TASK BRIEF.
Each line below should be retyped exactly, with no pictures.
# start of DATA LINES
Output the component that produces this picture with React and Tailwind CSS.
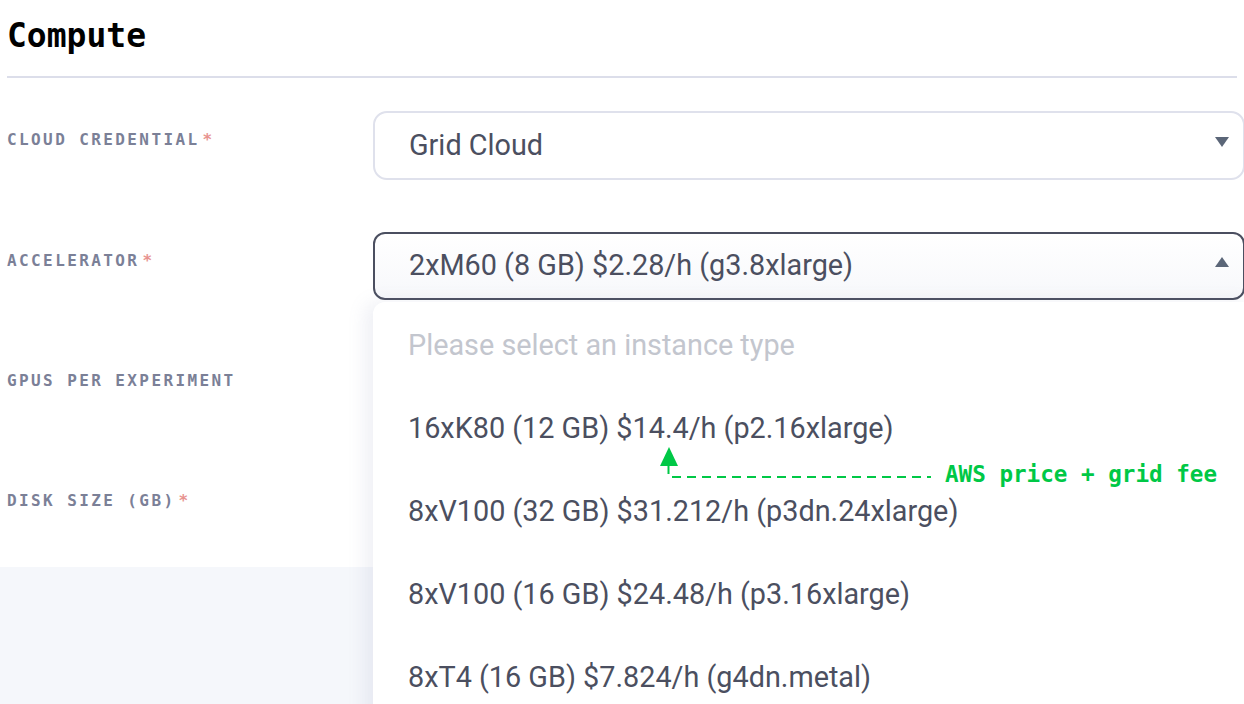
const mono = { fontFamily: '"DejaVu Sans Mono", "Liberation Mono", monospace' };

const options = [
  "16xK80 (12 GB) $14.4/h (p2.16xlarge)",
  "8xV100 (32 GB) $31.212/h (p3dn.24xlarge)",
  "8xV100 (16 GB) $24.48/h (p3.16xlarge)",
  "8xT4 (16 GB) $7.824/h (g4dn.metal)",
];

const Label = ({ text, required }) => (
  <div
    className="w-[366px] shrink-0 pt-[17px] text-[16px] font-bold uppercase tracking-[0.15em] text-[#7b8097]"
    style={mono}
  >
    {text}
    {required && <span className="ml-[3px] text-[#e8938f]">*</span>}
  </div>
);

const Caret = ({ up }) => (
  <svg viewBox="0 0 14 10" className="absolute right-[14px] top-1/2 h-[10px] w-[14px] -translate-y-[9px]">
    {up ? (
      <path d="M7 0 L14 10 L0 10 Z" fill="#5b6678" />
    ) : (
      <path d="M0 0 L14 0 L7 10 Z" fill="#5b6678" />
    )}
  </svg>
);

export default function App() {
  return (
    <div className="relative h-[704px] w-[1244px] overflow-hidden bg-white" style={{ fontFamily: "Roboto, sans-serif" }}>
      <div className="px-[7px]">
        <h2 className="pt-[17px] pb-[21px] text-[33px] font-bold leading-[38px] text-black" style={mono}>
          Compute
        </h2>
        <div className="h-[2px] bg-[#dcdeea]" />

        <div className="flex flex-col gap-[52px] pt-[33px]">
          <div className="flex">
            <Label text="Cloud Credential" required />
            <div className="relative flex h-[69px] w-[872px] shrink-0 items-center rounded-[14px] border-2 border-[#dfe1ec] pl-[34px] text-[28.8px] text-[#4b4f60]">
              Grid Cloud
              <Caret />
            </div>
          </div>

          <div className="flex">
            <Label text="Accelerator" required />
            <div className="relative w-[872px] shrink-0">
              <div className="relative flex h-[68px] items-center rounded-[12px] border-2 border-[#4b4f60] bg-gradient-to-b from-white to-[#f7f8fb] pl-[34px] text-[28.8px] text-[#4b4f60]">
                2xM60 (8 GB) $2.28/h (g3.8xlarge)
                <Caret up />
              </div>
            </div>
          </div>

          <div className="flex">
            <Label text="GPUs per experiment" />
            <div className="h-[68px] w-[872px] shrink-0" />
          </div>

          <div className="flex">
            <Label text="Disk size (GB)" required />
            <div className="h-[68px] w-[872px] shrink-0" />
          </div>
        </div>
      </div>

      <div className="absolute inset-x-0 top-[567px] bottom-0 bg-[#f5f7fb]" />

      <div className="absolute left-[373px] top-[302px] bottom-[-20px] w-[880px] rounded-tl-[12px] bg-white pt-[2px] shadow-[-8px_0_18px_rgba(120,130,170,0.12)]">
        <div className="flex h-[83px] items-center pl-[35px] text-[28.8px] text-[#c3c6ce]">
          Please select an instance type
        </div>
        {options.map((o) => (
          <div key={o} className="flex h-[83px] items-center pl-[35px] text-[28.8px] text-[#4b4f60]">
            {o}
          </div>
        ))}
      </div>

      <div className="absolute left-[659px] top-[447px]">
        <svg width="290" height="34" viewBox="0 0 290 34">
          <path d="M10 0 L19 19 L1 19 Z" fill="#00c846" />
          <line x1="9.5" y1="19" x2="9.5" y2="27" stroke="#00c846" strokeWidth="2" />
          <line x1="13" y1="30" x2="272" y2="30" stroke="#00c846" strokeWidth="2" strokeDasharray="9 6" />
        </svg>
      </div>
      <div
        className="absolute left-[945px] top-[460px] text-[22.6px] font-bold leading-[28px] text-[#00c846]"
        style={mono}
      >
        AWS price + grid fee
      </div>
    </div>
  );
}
# end of DATA LINES
RESULT OF THIS EXERCISE.
Output the component that produces this picture with React and Tailwind CSS.
const mono = { fontFamily: '"DejaVu Sans Mono", "Liberation Mono", monospace' };

const options = [
  "16xK80 (12 GB) $14.4/h (p2.16xlarge)",
  "8xV100 (32 GB) $31.212/h (p3dn.24xlarge)",
  "8xV100 (16 GB) $24.48/h (p3.16xlarge)",
  "8xT4 (16 GB) $7.824/h (g4dn.metal)",
];

const Label = ({ text, required }) => (
  <div
    className="w-[366px] shrink-0 pt-[17px] text-[16px] font-bold uppercase tracking-[0.15em] text-[#7b8097]"
    style={mono}
  >
    {text}
    {required && <span className="ml-[3px] text-[#e8938f]">*</span>}
  </div>
);

const Caret = ({ up }) => (
  <svg viewBox="0 0 14 10" className="absolute right-[14px] top-1/2 h-[10px] w-[14px] -translate-y-[9px]">
    {up ? (
      <path d="M7 0 L14 10 L0 10 Z" fill="#5b6678" />
    ) : (
      <path d="M0 0 L14 0 L7 10 Z" fill="#5b6678" />
    )}
  </svg>
);

export default function App() {
  return (
    <div className="relative h-[704px] w-[1244px] overflow-hidden bg-white" style={{ fontFamily: "Roboto, sans-serif" }}>
      <div className="px-[7px]">
        <h2 className="pt-[17px] pb-[21px] text-[33px] font-bold leading-[38px] text-black" style={mono}>
          Compute
        </h2>
        <div className="h-[2px] bg-[#dcdeea]" />

        <div className="flex flex-col gap-[52px] pt-[33px]">
          <div className="flex">
            <Label text="Cloud Credential" required />
            <div className="relative flex h-[69px] w-[872px] shrink-0 items-center rounded-[14px] border-2 border-[#dfe1ec] pl-[34px] text-[28.8px] text-[#4b4f60]">
              Grid Cloud
              <Caret />
            </div>
          </div>

          <div className="flex">
            <Label text="Accelerator" required />
            <div className="relative w-[872px] shrink-0">
              <div className="relative flex h-[68px] items-center rounded-[12px] border-2 border-[#4b4f60] bg-gradient-to-b from-white to-[#f7f8fb] pl-[34px] text-[28.8px] text-[#4b4f60]">
                2xM60 (8 GB) $2.28/h (g3.8xlarge)
                <Caret up />
              </div>
            </div>
          </div>

          <div className="flex">
            <Label text="GPUs per experiment" />
            <div className="h-[68px] w-[872px] shrink-0" />
          </div>

          <div className="flex">
            <Label text="Disk size (GB)" required />
            <div className="h-[68px] w-[872px] shrink-0" />
          </div>
        </div>
      </div>

      <div className="absolute inset-x-0 top-[567px] bottom-0 bg-[#f5f7fb]" />

      <div className="absolute left-[373px] top-[302px] bottom-[-20px] w-[880px] rounded-tl-[12px] bg-white pt-[2px] shadow-[-8px_0_18px_rgba(120,130,170,0.12)]">
        <div className="flex h-[83px] items-center pl-[35px] text-[28.8px] text-[#c3c6ce]">
          Please select an instance type
        </div>
        {options.map((o) => (
          <div key={o} className="flex h-[83px] items-center pl-[35px] text-[28.8px] text-[#4b4f60]">
            {o}
          </div>
        ))}
      </div>

      <div className="absolute left-[659px] top-[447px]">
        <svg width="290" height="34" viewBox="0 0 290 34">
          <path d="M10 0 L19 19 L1 19 Z" fill="#00c846" />
          <line x1="9.5" y1="19" x2="9.5" y2="27" stroke="#00c846" strokeWidth="2" />
          <line x1="13" y1="30" x2="272" y2="30" stroke="#00c846" strokeWidth="2" strokeDasharray="9 6" />
        </svg>
      </div>
      <div
        className="absolute left-[945px] top-[460px] text-[22.6px] font-bold leading-[28px] text-[#00c846]"
        style={mono}
      >
        AWS price + grid fee
      </div>
    </div>
  );
}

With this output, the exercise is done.